C2 Insight: Notice the phrase "the cultivation of a hostile professional environment."
- B2 approach: "He made the office a bad place to work."
- C2 approach: Use the noun 'cultivation'. This implies a process of growth and development, ironically applying a term of 'care' to a 'hostile' result. This juxtaposition is a hallmark of sophisticated, bureaucratic English.
◈ Precision through Hedging and Formal Qualifiers
At the C2 level, absolute statements are rare. The writer uses qualifiers to maintain journalistic neutrality and legal safety:
- "Categorically dismissed": The adverb categorically doesn't just mean 'totally'; it suggests a formal, unconditional denial. It is the 'gold standard' collocation for high-level denials.

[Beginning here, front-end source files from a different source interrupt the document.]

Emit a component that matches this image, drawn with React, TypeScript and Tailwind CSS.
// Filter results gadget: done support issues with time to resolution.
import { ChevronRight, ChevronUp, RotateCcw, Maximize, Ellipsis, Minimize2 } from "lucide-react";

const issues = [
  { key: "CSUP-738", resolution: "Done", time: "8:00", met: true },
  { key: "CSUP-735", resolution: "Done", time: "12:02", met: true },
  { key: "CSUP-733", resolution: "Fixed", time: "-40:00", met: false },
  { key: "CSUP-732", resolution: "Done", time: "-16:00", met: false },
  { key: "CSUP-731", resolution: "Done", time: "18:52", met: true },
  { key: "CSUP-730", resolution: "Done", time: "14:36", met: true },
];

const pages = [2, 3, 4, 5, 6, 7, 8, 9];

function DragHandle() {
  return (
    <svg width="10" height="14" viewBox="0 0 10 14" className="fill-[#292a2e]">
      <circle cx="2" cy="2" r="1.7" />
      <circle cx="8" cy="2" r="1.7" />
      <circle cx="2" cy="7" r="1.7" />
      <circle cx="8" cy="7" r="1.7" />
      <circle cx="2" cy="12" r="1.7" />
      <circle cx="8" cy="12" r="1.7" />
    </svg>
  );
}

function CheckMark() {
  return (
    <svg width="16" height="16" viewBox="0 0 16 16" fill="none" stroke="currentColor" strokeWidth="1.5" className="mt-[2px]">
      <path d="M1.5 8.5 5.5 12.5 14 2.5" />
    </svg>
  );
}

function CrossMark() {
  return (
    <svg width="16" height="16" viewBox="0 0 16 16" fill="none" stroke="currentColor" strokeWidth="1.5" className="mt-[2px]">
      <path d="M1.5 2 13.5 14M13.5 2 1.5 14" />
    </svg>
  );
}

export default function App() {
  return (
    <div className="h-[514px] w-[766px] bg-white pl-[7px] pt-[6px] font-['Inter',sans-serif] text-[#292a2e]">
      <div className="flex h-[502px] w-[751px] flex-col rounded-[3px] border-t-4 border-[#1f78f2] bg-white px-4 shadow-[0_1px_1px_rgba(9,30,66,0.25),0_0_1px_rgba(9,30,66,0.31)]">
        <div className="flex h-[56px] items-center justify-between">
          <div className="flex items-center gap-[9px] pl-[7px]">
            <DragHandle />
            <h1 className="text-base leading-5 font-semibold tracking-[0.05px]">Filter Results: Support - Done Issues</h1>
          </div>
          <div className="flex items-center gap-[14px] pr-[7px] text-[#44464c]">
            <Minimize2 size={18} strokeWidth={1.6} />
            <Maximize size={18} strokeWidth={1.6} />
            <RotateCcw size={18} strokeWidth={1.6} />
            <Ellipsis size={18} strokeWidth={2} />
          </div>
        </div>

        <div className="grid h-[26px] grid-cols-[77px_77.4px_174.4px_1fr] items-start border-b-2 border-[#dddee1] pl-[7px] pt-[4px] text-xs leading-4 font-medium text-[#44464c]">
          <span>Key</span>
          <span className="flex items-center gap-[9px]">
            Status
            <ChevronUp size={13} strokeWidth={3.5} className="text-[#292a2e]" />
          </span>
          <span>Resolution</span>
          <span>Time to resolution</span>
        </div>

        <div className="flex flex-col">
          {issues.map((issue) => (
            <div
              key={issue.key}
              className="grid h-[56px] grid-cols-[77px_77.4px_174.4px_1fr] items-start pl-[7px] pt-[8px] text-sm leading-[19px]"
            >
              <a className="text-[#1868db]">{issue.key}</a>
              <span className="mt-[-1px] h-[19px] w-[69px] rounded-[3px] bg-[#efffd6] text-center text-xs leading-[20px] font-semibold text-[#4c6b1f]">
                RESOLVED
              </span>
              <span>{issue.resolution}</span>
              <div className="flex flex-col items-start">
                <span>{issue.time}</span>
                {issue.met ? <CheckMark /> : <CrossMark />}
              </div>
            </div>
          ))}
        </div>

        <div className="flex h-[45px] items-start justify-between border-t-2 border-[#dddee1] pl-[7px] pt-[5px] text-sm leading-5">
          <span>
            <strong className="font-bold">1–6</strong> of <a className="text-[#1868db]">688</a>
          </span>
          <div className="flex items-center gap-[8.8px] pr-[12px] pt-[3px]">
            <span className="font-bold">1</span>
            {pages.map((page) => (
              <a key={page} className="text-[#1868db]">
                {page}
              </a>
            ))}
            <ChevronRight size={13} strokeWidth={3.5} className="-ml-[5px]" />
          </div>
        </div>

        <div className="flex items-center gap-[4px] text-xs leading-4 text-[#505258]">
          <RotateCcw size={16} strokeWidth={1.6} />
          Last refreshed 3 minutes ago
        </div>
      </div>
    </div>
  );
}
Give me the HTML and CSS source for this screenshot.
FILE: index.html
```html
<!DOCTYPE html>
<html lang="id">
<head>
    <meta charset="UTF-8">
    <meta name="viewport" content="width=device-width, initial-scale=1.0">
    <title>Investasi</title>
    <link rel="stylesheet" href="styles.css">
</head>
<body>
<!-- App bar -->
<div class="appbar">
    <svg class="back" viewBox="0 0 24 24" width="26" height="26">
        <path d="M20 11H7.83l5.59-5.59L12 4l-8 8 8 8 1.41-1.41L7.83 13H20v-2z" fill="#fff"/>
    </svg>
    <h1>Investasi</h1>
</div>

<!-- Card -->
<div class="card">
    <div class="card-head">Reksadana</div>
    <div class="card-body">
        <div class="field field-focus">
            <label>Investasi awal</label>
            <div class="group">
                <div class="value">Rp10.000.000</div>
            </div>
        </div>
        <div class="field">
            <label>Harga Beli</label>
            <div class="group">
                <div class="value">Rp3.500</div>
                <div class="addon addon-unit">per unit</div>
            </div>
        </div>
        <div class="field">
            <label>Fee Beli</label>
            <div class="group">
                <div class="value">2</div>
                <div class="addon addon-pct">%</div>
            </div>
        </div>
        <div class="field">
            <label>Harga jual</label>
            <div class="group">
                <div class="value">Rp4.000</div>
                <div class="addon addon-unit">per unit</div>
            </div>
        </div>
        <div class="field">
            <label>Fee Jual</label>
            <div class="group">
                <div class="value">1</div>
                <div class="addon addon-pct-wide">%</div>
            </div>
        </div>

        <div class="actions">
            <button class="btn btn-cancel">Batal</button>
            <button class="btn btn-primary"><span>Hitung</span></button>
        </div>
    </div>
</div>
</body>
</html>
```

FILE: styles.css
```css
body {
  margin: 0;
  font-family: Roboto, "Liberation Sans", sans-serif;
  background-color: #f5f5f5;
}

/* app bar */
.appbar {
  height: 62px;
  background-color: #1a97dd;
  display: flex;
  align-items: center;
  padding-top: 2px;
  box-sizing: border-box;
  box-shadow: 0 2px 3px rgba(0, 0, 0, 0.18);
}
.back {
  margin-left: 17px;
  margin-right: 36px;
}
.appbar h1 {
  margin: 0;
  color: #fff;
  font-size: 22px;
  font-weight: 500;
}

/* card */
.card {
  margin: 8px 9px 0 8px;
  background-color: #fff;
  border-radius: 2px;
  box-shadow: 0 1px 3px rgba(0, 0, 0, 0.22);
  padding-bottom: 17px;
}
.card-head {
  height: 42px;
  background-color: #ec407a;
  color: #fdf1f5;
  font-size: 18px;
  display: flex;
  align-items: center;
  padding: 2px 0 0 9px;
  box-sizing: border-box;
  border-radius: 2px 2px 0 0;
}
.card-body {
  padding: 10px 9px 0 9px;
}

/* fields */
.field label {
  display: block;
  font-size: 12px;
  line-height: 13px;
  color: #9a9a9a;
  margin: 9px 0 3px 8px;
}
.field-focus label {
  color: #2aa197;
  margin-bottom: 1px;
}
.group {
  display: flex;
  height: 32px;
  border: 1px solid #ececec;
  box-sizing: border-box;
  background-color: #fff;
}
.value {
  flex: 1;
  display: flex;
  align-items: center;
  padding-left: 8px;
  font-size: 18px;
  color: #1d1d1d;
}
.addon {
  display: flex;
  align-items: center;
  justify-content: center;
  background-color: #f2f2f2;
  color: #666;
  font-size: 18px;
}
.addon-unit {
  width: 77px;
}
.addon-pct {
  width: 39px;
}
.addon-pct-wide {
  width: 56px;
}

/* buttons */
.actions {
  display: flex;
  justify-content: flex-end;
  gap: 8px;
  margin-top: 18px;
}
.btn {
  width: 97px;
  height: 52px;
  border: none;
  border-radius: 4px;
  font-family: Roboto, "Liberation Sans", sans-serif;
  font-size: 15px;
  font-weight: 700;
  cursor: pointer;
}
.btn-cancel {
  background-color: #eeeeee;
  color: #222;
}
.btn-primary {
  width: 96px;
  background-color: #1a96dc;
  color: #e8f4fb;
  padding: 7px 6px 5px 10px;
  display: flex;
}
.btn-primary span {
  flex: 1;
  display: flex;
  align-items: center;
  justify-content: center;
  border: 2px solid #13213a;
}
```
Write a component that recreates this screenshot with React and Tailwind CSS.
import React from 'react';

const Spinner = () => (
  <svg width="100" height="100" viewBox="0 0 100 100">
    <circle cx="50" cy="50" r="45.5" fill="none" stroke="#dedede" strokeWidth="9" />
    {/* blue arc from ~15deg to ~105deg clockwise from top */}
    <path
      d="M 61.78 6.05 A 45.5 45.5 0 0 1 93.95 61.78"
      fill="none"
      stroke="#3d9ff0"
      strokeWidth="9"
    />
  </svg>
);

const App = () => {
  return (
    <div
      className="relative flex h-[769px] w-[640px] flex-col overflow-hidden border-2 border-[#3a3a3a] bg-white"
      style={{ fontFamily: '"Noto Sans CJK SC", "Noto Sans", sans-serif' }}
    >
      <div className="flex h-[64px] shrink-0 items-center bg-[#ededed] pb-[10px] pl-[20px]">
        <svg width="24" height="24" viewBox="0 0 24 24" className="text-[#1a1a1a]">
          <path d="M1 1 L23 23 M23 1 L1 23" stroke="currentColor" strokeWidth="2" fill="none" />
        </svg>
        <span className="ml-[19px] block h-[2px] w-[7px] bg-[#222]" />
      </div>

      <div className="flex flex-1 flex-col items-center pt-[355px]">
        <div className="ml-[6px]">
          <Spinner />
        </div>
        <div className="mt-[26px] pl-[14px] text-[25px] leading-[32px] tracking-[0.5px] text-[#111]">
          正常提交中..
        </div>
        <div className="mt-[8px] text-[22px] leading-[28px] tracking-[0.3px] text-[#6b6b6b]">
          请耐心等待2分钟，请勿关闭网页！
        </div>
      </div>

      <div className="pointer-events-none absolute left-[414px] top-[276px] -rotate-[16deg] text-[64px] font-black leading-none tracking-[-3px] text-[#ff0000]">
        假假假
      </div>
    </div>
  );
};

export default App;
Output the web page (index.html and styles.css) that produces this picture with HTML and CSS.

- "Constitutes a formal finding of guilt": The verb constitute is used here as a precise substitute for is. In C2 academic or legal prose, constitute transforms a simple state of being into a definition of legal status.
◈ Syntactic Density: The 'Information Load'
Look at this structure:
[The bipartisan nature of the committee] (Subject) → [ensures] (Verb) → [that the initiation of a review does not constitute a formal finding of guilt] (Complex Object).
This is an example of high syntactic density. The subject is not a person, but a concept (the bipartisan nature). By making an abstract concept the actor of the sentence, the writer achieves an aura of objectivity and inevitability. To master C2, you must shift your subjects from people to abstract qualities.